8. How did you know when the book was finished?
They had to take it away from me! In all seriousness, it was when I was on a Zoom call with Kit Schluter, who designed the book and worked tirelessly with me and the Nightboat team to bring together the cover you see today. I’d worked forever on this collage that appears on the cover, and when Kit sent over the proofs of the current cover, I just knew. This is it. This is the book.

9. Who is your most trusted reader of your work and why?
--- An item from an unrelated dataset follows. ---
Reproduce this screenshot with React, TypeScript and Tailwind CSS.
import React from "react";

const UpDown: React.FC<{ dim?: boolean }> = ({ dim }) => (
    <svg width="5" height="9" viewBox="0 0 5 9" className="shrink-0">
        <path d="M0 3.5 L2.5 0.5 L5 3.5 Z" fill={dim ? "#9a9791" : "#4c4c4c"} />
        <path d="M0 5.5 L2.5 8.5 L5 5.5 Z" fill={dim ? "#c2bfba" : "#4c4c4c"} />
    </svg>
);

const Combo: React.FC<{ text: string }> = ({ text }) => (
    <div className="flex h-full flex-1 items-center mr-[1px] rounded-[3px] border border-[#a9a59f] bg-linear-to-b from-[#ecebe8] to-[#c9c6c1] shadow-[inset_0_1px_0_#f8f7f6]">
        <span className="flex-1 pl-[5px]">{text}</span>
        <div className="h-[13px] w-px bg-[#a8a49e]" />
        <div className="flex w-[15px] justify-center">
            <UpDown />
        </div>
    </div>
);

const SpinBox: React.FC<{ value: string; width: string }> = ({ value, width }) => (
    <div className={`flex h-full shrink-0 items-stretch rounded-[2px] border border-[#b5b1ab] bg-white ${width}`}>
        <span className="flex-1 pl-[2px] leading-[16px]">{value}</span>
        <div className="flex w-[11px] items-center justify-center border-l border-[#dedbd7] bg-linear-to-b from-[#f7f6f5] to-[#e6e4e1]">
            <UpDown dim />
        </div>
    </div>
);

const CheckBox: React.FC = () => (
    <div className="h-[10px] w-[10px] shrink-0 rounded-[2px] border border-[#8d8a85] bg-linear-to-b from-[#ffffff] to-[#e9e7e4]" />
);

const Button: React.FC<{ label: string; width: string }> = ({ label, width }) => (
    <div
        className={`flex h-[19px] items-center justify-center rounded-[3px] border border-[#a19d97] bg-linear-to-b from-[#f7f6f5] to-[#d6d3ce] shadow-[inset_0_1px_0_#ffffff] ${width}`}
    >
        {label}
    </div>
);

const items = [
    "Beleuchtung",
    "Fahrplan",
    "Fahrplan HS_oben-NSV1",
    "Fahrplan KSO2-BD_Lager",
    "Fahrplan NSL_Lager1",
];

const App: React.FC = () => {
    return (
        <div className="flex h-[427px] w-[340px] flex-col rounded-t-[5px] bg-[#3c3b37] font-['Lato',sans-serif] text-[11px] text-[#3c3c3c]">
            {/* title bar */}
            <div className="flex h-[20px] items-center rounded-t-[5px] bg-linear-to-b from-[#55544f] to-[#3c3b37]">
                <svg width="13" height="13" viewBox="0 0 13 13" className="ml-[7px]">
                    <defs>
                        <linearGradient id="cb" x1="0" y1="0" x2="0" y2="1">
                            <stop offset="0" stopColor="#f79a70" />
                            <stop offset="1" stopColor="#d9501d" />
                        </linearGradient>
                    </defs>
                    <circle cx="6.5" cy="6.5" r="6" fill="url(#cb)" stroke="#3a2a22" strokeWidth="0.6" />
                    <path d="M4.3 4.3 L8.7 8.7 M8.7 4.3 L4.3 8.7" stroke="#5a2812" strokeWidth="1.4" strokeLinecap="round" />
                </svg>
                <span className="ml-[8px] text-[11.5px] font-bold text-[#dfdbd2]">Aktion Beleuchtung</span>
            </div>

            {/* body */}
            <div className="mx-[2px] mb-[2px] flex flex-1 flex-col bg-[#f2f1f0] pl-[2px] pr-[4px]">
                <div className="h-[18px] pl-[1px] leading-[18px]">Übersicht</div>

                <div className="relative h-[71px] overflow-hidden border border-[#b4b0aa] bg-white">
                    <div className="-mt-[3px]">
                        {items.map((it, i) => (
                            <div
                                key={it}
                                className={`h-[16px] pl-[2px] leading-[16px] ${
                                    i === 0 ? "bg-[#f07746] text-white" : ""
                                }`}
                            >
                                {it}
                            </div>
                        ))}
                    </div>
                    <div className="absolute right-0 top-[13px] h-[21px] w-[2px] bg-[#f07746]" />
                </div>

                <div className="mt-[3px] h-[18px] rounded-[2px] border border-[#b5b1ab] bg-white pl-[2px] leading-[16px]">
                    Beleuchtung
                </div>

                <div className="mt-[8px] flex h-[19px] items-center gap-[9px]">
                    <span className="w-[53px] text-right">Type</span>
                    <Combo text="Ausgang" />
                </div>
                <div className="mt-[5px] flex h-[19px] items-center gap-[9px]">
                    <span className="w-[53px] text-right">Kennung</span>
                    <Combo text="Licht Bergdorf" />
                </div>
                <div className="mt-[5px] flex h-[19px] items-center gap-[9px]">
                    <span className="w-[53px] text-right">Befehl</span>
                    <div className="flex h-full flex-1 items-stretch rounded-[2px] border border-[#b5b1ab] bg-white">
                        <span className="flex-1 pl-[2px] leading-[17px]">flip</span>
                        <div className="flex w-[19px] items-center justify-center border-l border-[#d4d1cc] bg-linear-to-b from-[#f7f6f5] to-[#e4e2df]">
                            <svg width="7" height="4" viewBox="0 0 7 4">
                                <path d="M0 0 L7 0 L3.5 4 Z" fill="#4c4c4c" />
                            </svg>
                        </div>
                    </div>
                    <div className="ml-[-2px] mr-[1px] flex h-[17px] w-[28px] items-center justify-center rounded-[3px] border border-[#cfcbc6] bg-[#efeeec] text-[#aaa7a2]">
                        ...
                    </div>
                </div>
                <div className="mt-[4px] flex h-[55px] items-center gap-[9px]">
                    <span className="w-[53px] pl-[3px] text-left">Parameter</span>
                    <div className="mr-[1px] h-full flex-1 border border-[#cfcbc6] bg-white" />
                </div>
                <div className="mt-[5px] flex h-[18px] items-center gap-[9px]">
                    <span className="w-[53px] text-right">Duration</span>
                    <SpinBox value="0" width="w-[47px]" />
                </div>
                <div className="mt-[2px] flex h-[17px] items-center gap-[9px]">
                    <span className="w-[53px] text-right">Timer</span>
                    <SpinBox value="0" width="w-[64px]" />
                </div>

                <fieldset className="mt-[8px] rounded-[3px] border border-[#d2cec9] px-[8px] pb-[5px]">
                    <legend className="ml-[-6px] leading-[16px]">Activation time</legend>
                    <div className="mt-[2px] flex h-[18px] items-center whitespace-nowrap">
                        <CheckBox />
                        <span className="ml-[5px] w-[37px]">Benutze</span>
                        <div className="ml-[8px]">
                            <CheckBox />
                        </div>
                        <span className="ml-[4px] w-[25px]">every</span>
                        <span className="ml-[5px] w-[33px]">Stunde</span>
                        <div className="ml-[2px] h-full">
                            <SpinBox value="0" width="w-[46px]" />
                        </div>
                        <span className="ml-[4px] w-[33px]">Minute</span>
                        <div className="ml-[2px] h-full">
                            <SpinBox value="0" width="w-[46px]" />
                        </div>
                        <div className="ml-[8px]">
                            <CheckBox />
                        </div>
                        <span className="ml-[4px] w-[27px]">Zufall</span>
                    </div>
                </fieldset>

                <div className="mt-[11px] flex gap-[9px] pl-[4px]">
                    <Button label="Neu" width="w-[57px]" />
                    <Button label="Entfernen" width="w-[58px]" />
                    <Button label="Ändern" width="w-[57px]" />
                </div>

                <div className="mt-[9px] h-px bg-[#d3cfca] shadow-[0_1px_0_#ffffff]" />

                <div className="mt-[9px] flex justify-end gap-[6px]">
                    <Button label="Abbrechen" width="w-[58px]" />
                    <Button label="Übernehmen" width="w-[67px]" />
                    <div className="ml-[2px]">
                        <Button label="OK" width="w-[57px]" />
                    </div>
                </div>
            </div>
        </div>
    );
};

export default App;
There are a few names that immediately come to mind, each with their own reasons for being a most trusted reader. My partner, Hannah Kezema, is a brilliant artist-writer and an obsidian-sharp editor—someone whose eye and ear I trust to tell me if something is actually garbage or worth salvaging. I also keep a close circle of artist-writer friends with whom I’ll check in about new work or work that’s going to print. I’m forever indebted to my Kin: Daniel Talamantes, Tatiana Luboviski-Acosta, Raquel Salas Rivera—who wrote the brilliant foreword for Desgraciado—Erick Sáenz, Domingo Canizales III, and MJ Malpiedi for always being so generous with their time and energy when it comes to reading/reviewing my work. I would be nothing without my Kin.

10. What’s the best piece of writing advice you’ve ever heard?
It feels really cheesy to say this, but my high school English teacher Mr. Peter Chase once told me, “Write what you know,” and I’ve been trying to ever since.